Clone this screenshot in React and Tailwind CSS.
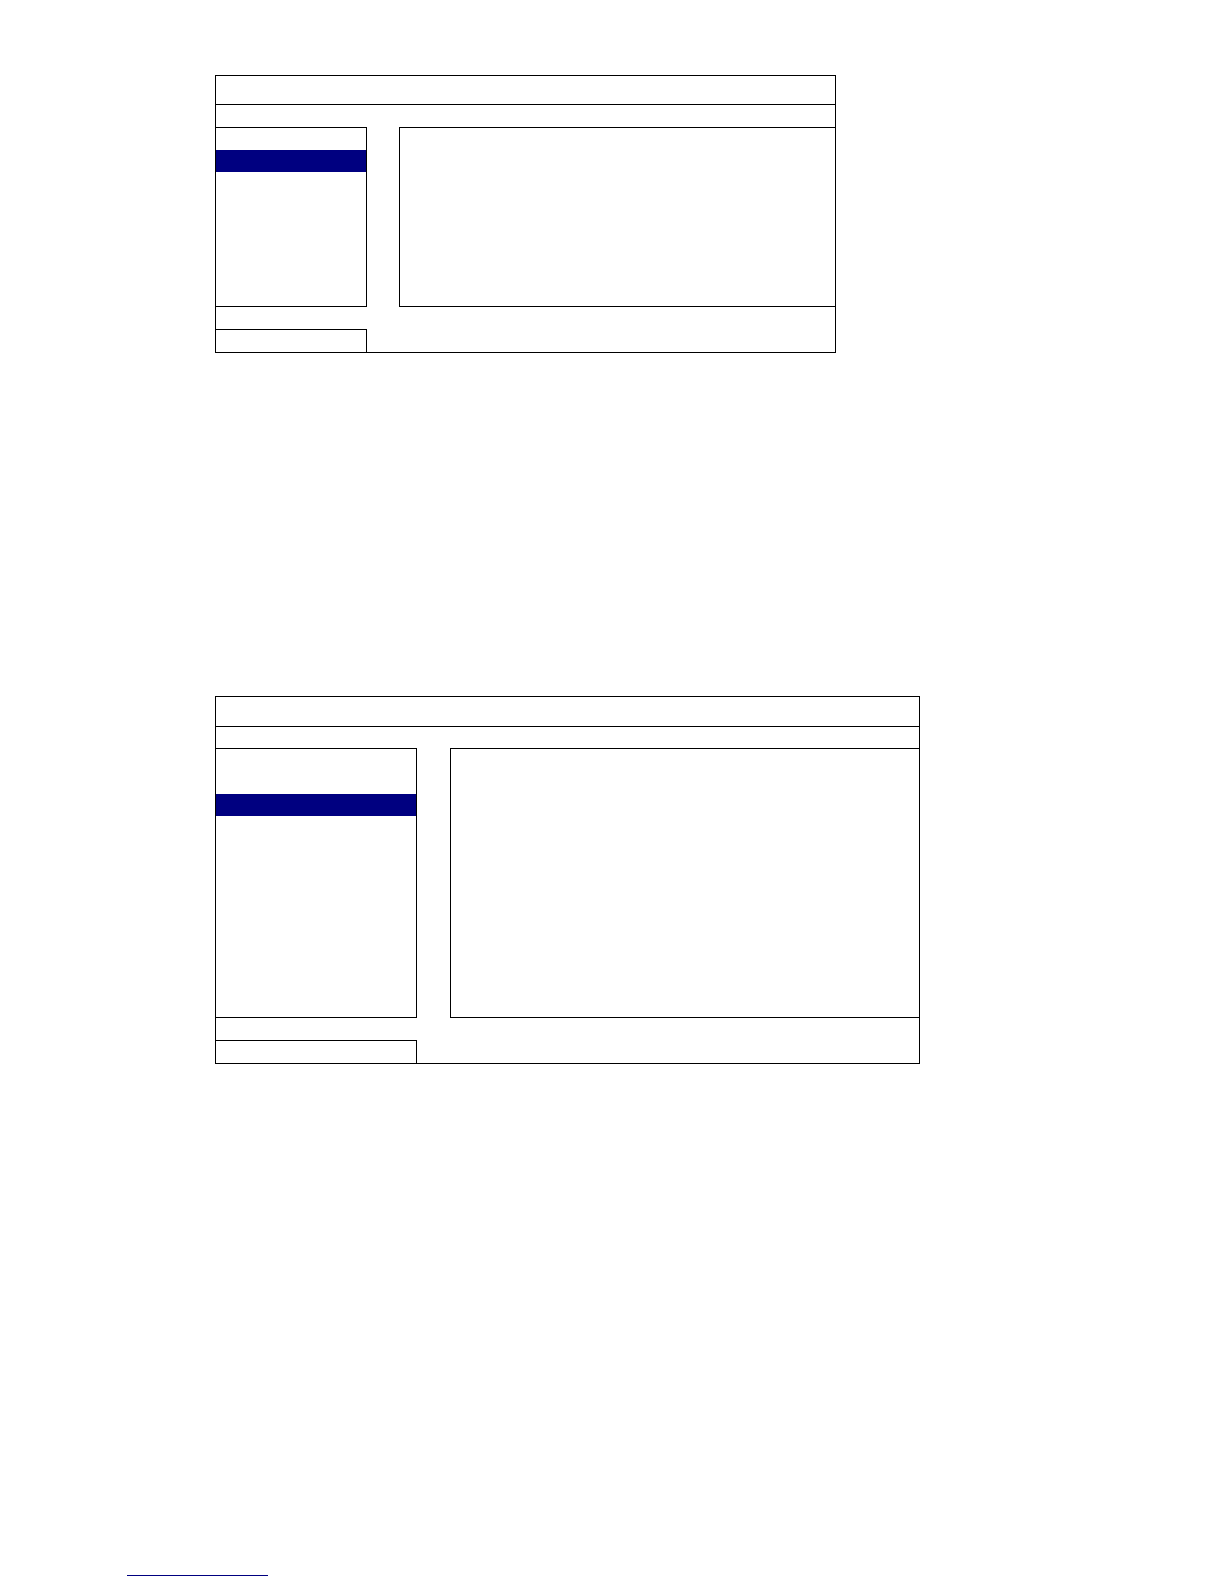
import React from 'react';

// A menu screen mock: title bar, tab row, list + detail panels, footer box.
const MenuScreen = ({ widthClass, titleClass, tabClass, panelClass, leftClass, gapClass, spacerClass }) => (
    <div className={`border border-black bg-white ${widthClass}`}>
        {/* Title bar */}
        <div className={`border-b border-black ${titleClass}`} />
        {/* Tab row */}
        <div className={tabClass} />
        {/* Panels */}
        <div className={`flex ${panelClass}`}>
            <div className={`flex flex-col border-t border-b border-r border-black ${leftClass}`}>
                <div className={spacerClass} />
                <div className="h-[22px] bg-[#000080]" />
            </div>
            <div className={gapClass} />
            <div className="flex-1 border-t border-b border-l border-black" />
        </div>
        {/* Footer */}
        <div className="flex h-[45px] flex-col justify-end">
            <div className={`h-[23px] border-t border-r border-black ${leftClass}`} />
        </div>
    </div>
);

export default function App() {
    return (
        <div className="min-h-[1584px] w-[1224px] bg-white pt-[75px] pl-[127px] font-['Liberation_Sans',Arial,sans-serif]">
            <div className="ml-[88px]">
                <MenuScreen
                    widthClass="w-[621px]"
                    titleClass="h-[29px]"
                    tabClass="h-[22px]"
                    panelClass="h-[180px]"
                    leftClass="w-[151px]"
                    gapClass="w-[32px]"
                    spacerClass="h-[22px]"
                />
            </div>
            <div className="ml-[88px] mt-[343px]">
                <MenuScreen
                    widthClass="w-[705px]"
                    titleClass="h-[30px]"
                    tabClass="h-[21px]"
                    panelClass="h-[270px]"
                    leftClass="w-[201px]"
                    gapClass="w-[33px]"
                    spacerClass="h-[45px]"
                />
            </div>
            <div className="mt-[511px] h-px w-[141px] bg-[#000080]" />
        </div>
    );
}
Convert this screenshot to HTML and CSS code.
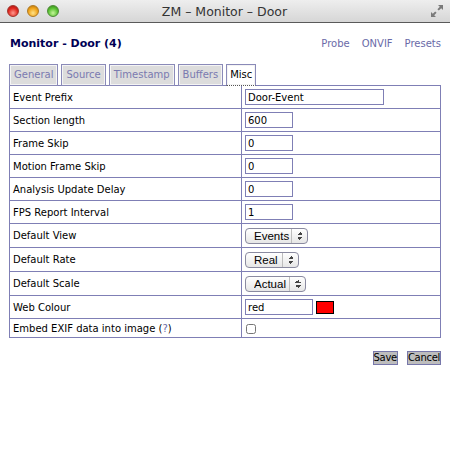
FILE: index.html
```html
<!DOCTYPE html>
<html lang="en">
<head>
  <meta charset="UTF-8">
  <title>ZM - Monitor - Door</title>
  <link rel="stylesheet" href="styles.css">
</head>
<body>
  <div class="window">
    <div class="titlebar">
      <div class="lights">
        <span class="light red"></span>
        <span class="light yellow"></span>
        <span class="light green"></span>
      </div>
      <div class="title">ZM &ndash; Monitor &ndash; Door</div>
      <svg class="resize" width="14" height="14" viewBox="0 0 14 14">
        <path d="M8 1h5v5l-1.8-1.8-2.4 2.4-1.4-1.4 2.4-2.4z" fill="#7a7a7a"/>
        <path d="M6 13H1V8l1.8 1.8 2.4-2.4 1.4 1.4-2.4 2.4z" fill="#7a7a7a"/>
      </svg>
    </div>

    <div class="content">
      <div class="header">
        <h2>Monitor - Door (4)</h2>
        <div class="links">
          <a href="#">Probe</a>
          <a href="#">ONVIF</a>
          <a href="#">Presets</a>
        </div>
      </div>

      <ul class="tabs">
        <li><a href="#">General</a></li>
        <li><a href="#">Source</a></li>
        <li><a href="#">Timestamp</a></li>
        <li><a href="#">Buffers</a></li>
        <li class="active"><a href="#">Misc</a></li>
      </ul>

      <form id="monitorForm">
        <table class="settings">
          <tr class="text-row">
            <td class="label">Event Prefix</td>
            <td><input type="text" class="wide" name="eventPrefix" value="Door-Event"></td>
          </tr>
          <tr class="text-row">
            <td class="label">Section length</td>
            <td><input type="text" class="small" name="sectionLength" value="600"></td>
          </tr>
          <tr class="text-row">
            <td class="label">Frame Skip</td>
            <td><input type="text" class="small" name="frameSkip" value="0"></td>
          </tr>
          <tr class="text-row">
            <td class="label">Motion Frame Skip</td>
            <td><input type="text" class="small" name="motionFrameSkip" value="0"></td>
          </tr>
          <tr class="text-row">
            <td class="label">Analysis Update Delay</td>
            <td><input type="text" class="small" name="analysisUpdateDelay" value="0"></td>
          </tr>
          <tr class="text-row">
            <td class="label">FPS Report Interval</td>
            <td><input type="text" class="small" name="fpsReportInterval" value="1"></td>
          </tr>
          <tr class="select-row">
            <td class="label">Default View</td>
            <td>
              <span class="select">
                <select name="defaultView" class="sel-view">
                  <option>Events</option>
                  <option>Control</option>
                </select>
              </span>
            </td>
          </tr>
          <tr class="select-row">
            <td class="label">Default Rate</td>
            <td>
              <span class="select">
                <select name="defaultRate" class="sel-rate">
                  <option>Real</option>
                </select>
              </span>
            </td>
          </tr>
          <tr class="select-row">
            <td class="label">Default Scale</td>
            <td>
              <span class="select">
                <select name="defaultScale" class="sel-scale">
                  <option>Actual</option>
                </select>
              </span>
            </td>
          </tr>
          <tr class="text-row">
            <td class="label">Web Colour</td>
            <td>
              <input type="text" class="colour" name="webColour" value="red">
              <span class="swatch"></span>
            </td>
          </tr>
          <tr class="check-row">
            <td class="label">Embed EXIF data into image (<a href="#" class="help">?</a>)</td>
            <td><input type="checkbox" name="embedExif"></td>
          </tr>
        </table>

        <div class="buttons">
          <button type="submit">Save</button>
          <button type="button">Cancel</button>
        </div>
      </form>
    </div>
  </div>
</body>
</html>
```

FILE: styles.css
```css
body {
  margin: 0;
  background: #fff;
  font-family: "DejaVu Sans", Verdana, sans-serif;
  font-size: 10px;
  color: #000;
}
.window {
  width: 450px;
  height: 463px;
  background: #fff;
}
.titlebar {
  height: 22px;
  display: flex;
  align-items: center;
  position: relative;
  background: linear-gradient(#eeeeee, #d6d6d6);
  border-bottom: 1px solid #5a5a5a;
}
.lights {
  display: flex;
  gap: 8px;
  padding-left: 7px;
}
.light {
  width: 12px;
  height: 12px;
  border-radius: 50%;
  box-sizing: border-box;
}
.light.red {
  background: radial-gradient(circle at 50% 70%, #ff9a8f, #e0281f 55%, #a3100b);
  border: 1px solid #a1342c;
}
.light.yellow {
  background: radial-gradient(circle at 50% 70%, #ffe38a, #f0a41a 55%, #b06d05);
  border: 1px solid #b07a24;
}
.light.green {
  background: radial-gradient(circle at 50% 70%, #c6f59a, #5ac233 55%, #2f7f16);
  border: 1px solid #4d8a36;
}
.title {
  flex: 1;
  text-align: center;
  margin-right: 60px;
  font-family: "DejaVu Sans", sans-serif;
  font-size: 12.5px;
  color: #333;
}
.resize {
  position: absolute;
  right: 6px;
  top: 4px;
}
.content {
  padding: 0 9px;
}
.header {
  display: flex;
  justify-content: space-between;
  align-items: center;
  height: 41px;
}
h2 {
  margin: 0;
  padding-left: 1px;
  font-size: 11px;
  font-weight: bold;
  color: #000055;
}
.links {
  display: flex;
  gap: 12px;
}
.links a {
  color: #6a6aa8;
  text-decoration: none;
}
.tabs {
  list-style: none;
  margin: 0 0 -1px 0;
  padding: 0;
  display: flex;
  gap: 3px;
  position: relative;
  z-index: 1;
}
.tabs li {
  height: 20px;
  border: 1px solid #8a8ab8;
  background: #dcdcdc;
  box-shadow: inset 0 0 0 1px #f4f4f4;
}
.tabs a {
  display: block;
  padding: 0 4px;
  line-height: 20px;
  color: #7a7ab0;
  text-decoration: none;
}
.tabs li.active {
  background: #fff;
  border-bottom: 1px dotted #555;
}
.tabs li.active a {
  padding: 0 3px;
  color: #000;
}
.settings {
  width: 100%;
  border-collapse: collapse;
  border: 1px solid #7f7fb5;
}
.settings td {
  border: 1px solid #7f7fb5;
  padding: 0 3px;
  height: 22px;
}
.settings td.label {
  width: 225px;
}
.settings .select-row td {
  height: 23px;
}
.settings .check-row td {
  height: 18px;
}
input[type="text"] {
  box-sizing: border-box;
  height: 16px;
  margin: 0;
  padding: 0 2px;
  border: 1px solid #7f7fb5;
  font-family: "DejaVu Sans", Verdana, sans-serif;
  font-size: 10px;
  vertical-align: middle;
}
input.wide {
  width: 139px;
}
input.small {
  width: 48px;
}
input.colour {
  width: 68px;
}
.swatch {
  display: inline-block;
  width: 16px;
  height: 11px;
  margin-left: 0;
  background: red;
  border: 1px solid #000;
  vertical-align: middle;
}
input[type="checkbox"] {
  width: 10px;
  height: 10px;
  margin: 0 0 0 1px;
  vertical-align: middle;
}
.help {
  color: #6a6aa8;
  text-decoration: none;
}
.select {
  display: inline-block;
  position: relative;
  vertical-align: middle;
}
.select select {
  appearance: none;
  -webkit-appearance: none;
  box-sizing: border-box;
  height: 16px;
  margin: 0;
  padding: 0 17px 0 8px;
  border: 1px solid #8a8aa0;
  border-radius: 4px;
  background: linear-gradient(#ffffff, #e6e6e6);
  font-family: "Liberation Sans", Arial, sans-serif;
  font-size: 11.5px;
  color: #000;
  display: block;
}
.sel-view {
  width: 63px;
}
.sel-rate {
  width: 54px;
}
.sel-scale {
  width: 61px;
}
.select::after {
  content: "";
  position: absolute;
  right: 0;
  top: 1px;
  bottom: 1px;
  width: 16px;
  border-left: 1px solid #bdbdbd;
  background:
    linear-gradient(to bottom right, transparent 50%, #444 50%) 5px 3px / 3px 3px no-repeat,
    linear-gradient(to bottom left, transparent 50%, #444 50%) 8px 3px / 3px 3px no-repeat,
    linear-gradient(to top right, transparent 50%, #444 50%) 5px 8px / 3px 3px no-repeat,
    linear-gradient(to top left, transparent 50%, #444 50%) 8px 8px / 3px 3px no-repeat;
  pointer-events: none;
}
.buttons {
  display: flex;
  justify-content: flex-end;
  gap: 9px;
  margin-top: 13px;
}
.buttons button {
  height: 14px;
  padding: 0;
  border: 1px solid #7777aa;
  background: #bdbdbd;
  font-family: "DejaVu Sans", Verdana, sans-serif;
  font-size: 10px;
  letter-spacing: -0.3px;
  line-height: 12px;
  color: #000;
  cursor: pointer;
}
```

○ ○ ○ ○ ○ ○ ○

• [Exercise requirements]
Give back exactly the lines from the first line of the data through the line with "import React from 'react';", pictures excluded.

• [Solution to this exercise]
Clone this screenshot in React and Tailwind CSS.
import React from 'react';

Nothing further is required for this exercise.